Collected data:

BEGIN

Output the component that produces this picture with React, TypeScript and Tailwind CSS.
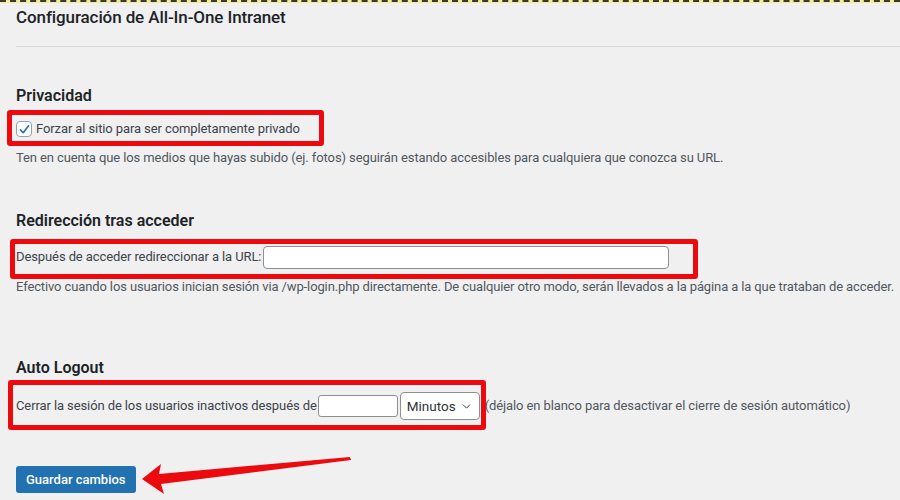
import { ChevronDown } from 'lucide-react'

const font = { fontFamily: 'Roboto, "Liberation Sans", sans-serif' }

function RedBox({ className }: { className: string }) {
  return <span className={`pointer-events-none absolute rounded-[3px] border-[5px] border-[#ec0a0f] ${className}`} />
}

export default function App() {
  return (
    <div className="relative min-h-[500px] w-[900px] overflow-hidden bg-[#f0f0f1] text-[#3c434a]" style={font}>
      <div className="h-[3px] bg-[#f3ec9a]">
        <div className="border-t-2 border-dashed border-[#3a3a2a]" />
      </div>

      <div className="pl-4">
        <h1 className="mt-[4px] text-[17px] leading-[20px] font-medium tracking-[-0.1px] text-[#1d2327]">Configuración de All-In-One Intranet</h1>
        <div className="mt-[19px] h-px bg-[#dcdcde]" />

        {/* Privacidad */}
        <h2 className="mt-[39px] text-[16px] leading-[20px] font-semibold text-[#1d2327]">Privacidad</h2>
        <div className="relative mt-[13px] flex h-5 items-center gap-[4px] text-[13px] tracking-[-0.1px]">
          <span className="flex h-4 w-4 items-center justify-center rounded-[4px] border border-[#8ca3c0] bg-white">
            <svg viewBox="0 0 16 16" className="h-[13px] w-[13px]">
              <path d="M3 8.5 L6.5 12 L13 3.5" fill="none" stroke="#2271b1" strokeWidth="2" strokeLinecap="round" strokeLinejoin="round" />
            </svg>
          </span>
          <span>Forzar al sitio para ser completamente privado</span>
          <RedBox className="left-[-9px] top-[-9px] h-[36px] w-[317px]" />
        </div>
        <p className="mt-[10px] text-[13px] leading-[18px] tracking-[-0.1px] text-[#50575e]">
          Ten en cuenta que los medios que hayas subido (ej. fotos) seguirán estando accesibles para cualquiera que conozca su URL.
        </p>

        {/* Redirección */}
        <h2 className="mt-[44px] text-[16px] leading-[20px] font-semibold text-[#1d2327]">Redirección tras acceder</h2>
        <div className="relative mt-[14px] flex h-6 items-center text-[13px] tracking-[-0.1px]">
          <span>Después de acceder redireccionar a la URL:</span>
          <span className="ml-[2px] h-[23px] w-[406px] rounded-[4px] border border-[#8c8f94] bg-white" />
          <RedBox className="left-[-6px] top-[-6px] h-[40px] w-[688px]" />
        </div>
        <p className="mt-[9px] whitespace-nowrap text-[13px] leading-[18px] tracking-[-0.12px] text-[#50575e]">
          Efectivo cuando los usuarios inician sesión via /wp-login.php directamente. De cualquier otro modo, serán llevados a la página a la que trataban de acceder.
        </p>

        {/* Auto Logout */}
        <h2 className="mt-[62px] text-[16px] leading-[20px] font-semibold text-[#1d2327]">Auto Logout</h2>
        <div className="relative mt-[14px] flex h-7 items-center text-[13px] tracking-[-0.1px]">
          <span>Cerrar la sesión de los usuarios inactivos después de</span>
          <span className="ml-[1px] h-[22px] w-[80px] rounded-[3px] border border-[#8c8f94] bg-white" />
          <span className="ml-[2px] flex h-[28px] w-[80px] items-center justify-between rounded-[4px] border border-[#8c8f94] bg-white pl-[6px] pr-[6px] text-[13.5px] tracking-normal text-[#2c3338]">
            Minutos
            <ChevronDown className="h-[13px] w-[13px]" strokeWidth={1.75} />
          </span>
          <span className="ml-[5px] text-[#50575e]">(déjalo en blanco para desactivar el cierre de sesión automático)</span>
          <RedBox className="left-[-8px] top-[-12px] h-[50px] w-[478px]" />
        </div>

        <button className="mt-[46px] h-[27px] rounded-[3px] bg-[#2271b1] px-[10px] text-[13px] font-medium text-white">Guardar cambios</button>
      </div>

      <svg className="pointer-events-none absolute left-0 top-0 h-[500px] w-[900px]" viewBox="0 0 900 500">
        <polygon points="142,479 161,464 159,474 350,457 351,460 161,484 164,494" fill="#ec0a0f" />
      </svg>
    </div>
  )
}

END

What the exercise asks:
Repeat the data exactly in full, omitting its pictures.

Worked answer:
Output the component that produces this picture with React, TypeScript and Tailwind CSS.
import { ChevronDown } from 'lucide-react'

const font = { fontFamily: 'Roboto, "Liberation Sans", sans-serif' }

function RedBox({ className }: { className: string }) {
  return <span className={`pointer-events-none absolute rounded-[3px] border-[5px] border-[#ec0a0f] ${className}`} />
}

export default function App() {
  return (
    <div className="relative min-h-[500px] w-[900px] overflow-hidden bg-[#f0f0f1] text-[#3c434a]" style={font}>
      <div className="h-[3px] bg-[#f3ec9a]">
        <div className="border-t-2 border-dashed border-[#3a3a2a]" />
      </div>

      <div className="pl-4">
        <h1 className="mt-[4px] text-[17px] leading-[20px] font-medium tracking-[-0.1px] text-[#1d2327]">Configuración de All-In-One Intranet</h1>
        <div className="mt-[19px] h-px bg-[#dcdcde]" />

        {/* Privacidad */}
        <h2 className="mt-[39px] text-[16px] leading-[20px] font-semibold text-[#1d2327]">Privacidad</h2>
        <div className="relative mt-[13px] flex h-5 items-center gap-[4px] text-[13px] tracking-[-0.1px]">
          <span className="flex h-4 w-4 items-center justify-center rounded-[4px] border border-[#8ca3c0] bg-white">
            <svg viewBox="0 0 16 16" className="h-[13px] w-[13px]">
              <path d="M3 8.5 L6.5 12 L13 3.5" fill="none" stroke="#2271b1" strokeWidth="2" strokeLinecap="round" strokeLinejoin="round" />
            </svg>
          </span>
          <span>Forzar al sitio para ser completamente privado</span>
          <RedBox className="left-[-9px] top-[-9px] h-[36px] w-[317px]" />
        </div>
        <p className="mt-[10px] text-[13px] leading-[18px] tracking-[-0.1px] text-[#50575e]">
          Ten en cuenta que los medios que hayas subido (ej. fotos) seguirán estando accesibles para cualquiera que conozca su URL.
        </p>

        {/* Redirección */}
        <h2 className="mt-[44px] text-[16px] leading-[20px] font-semibold text-[#1d2327]">Redirección tras acceder</h2>
        <div className="relative mt-[14px] flex h-6 items-center text-[13px] tracking-[-0.1px]">
          <span>Después de acceder redireccionar a la URL:</span>
          <span className="ml-[2px] h-[23px] w-[406px] rounded-[4px] border border-[#8c8f94] bg-white" />
          <RedBox className="left-[-6px] top-[-6px] h-[40px] w-[688px]" />
        </div>
        <p className="mt-[9px] whitespace-nowrap text-[13px] leading-[18px] tracking-[-0.12px] text-[#50575e]">
          Efectivo cuando los usuarios inician sesión via /wp-login.php directamente. De cualquier otro modo, serán llevados a la página a la que trataban de acceder.
        </p>

        {/* Auto Logout */}
        <h2 className="mt-[62px] text-[16px] leading-[20px] font-semibold text-[#1d2327]">Auto Logout</h2>
        <div className="relative mt-[14px] flex h-7 items-center text-[13px] tracking-[-0.1px]">
          <span>Cerrar la sesión de los usuarios inactivos después de</span>
          <span className="ml-[1px] h-[22px] w-[80px] rounded-[3px] border border-[#8c8f94] bg-white" />
          <span className="ml-[2px] flex h-[28px] w-[80px] items-center justify-between rounded-[4px] border border-[#8c8f94] bg-white pl-[6px] pr-[6px] text-[13.5px] tracking-normal text-[#2c3338]">
            Minutos
            <ChevronDown className="h-[13px] w-[13px]" strokeWidth={1.75} />
          </span>
          <span className="ml-[5px] text-[#50575e]">(déjalo en blanco para desactivar el cierre de sesión automático)</span>
          <RedBox className="left-[-8px] top-[-12px] h-[50px] w-[478px]" />
        </div>

        <button className="mt-[46px] h-[27px] rounded-[3px] bg-[#2271b1] px-[10px] text-[13px] font-medium text-white">Guardar cambios</button>
      </div>

      <svg className="pointer-events-none absolute left-0 top-0 h-[500px] w-[900px]" viewBox="0 0 900 500">
        <polygon points="142,479 161,464 159,474 350,457 351,460 161,484 164,494" fill="#ec0a0f" />
      </svg>
    </div>
  )
}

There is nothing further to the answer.